Predicting physicochemical properties of papayas (Carica papaya L.) using a convolutional neural networks model approach.

Autor: An S; Department of Human Nutrition, Food and Animal Sciences, University of Hawaii at Manoa, Honolulu, USA., Oh G; Cobslab, Goyang-si, South Korea., Lee D; Department of Molecular Biosciences and Bioengineering, University of Hawaii at Manoa, Honolulu, USA., Baek K; Department of Information and Computer Sciences, University of Hawaii at Manoa, Honolulu, USA., Jun S; Department of Human Nutrition, Food and Animal Sciences, University of Hawaii at Manoa, Honolulu, USA.
Jazyk: angličtina
Zdroj: Journal of food science [J Food Sci] 2024 Nov; Vol. 89 (11), pp. 7861-7871. Date of Electronic Publication: 2024 Oct 16.
DOI: 10.1111/1750-3841.17462
Abstrakt: The current state of quality assessment methods for agricultural produce, particularly fruits, heavily relies on manual inspection techniques, which could be subjective, time-consuming, and prone to human errors.

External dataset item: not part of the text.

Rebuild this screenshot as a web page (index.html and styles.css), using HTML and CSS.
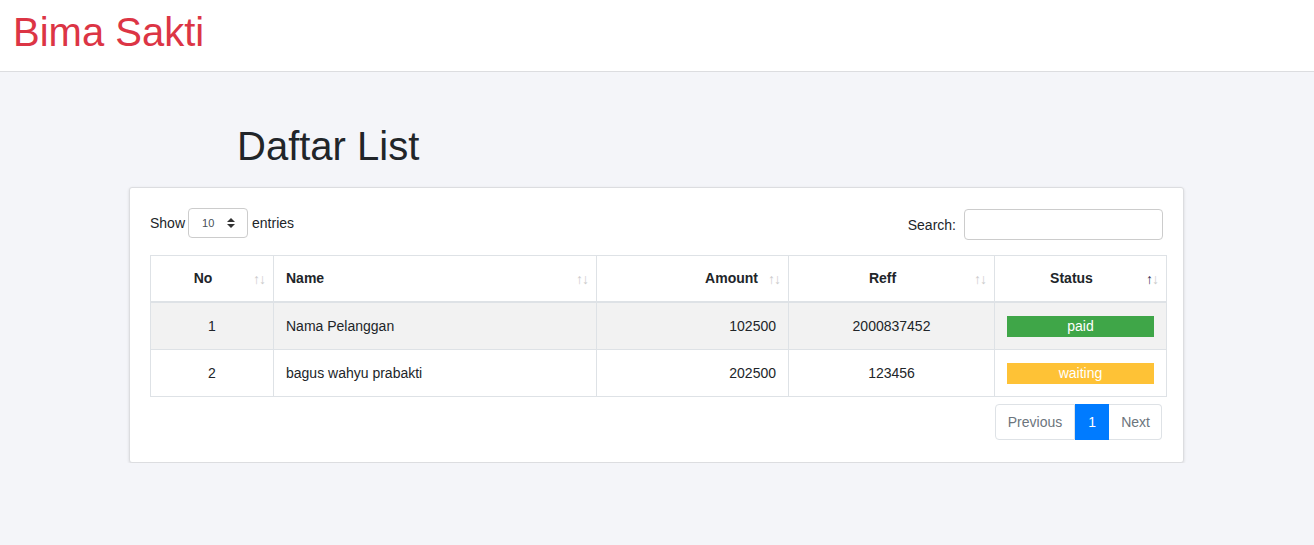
FILE: index.html
```html
<!DOCTYPE html>
<html lang="id">
<head>
    <meta charset="UTF-8">
    <meta name="viewport" content="width=device-width, initial-scale=1.0">
    <title>Bima Sakti - Daftar List</title>
    <link rel="stylesheet" href="styles.css">
</head>
<body>
    <!-- Navbar -->
    <header class="navbar">
        <span class="brand">Bima Sakti</span>
    </header>

    <main class="content">
        <h1 class="page-title">Daftar List</h1>

        <div class="card">
            <!-- Kontrol tabel -->
            <div class="table-top">
                <label class="length">Show
                    <span class="select">10
                        <svg class="caret" width="8" height="12" viewBox="0 0 8 12"><path d="M0 5 L4 1 L8 5 Z M0 7 L8 7 L4 11 Z" fill="#333"/></svg>
                    </span>
                    entries</label>
                <label class="search">Search: <input type="text"></label>
            </div>

            <table class="data-table">
                <thead>
                    <tr>
                        <th class="c-no">No<span class="sort">↑↓</span></th>
                        <th class="c-name">Name<span class="sort">↑↓</span></th>
                        <th class="c-amount">Amount<span class="sort">↑↓</span></th>
                        <th class="c-reff">Reff<span class="sort">↑↓</span></th>
                        <th class="c-status">Status<span class="sort"><b>↑</b>↓</span></th>
                    </tr>
                </thead>
                <tbody>
                    <tr class="odd">
                        <td class="c-no">1</td>
                        <td class="c-name">Nama Pelanggan</td>
                        <td class="c-amount">102500</td>
                        <td class="c-reff">2000837452</td>
                        <td class="c-status"><span class="badge paid">paid</span></td>
                    </tr>
                    <tr>
                        <td class="c-no">2</td>
                        <td class="c-name">bagus wahyu prabakti</td>
                        <td class="c-amount">202500</td>
                        <td class="c-reff">123456</td>
                        <td class="c-status"><span class="badge waiting">waiting</span></td>
                    </tr>
                </tbody>
            </table>

            <div class="pager">
                <a class="page-btn">Previous</a>
                <a class="page-btn active">1</a>
                <a class="page-btn">Next</a>
            </div>
        </div>
    </main>
</body>
</html>
```

FILE: styles.css
```css
/* Umum */
body {
    margin: 0;
    font-family: 'Liberation Sans', Arial, sans-serif;
    font-size: 14px;
    color: #212529;
    background-color: #f4f5f9;
}

/* Navbar */
.navbar {
    height: 72px;
    background-color: #fff;
    border-bottom: 1px solid #dcdde0;
    padding-left: 13px;
    box-sizing: border-box;
}

.brand {
    display: inline-block;
    color: #dc3545;
    font-size: 40px;
    line-height: 64px;
}

/* Konten */
.content {
    width: 1055px;
    margin-left: 129px;
    padding-top: 50px;
}

.page-title {
    margin: 0 0 17px 108px;
    font-size: 40px;
    font-weight: 400;
    line-height: 48px;
}

.card {
    background-color: #fff;
    border: 1px solid #dcdde0;
    border-radius: 3px;
    box-shadow: 0 1px 3px rgba(0, 0, 0, 0.12);
    padding: 20px 17px 22px 20px;
}

/* Kontrol atas */
.table-top {
    display: flex;
    justify-content: space-between;
    align-items: flex-start;
    margin-bottom: 15px;
}

.length {
    display: flex;
    align-items: center;
    gap: 3px;
}

.select {
    display: inline-flex;
    align-items: center;
    justify-content: space-between;
    width: 60px;
    height: 30px;
    box-sizing: border-box;
    border: 1px solid #ccc;
    border-radius: 4px;
    padding: 0 12px 0 13px;
    margin-right: 1px;
    font-size: 11px;
    color: #495057;
}

.caret {
    display: block;
}

.search {
    display: flex;
    align-items: center;
    gap: 8px;
    margin-right: 3px;
    margin-top: 1px;
}

.search input {
    width: 199px;
    height: 31px;
    box-sizing: border-box;
    border: 1px solid #ccc;
    border-radius: 4px;
}

/* Tabel */
.data-table {
    width: 1016px;
    border-collapse: collapse;
    table-layout: fixed;
}

.data-table th,
.data-table td {
    box-sizing: border-box;
    border: 1px solid #dee2e6;
    padding: 12px;
    line-height: 21px;
}

.data-table td {
    line-height: 22px;
}

.data-table th {
    position: relative;
    font-weight: bold;
    padding-right: 30px;
    border-bottom: 2px solid #dee2e6;
}

.sort {
    position: absolute;
    right: 8px;
    top: 13px;
    font-size: 14px;
    font-weight: normal;
    color: #ccc;
    letter-spacing: -1px;
}

.sort b {
    font-weight: normal;
    color: #335;
}

.c-no { width: 123px; text-align: center; }
.c-name { width: 323px; text-align: left; }
.c-amount { width: 192px; text-align: right; }
.c-reff { width: 206px; text-align: center; }
.c-status { width: 172px; text-align: center; }

.odd td {
    background-color: #f2f2f2;
}

.badge {
    display: block;
    height: 21px;
    line-height: 21px;
    color: #fff;
    font-size: 14px;
}

.paid { background-color: #3fa648; }
.waiting { background-color: #fec236; }

/* Paginasi */
.pager {
    display: flex;
    justify-content: flex-end;
    margin-top: 7px;
    margin-right: 4px;
}

.page-btn {
    display: inline-block;
    height: 36px;
    line-height: 34px;
    box-sizing: border-box;
    padding: 0 12px;
    border: 1px solid #dee2e6;
    color: #6c757d;
    cursor: pointer;
}

.page-btn:first-child {
    border-radius: 4px 0 0 4px;
}

.page-btn:last-child {
    border-radius: 0 4px 4px 0;
    border-left: none;
    padding: 0 11px 0 12px;
}

.page-btn.active {
    background-color: #007bff;
    border-color: #007bff;
    color: #fff;
    width: 34px;
    text-align: center;
    padding: 0;
}
```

Consequently, there have been emerging trends and needs for non-destructive methods to evaluate fruit quality accurately and practically. This research aimed to develop a novel approach for predicting the physicochemical properties of papayas using a convolutional neural network (CNN) model that combines image analysis and weight assessment. This study involved capturing images of papayas at different ripening stages, measuring papaya weights, and determining various physicochemical properties such as texture, pH, total soluble solids, and seed weight. A total of 532 images were obtained from 132 papayas, and an additional 1064 images were generated through image augmentation. The dataset was divided into three sets with an 8:1:1 ratio for training, validation, and testing. The CNN model was trained using papaya images and weights as input values to predict and estimate the physicochemical property values. Model performance was evaluated using mean squared error (MSE) and the coefficient of determination (R 2 ) as metrics. The CNN model, integrated with image processing, could predict the diverse physicochemical properties of papayas with high accuracy. The MSE values estimated for the training and validation sets were 0.0284 and 0.1729, respectively. The R 2 values for the test dataset ranged from 0.71 to 0.94. These findings demonstrate that CNN-based models could provide detailed and quantitative insights, facilitating improved understanding and management of papaya quality while enhancing predictive modeling accuracy in agriculture. PRACTICAL APPLICATION: This research introduces a new method for accurately predicting the quality of papayas using a computer model. Instead of relying on manual inspection, which can be slow and prone to errors, this model uses images of papayas and their weights to predict properties, including texture, pH, total soluble solids, and seed weight. This can help manage papaya quality better while also improving agricultural production and transportation processes.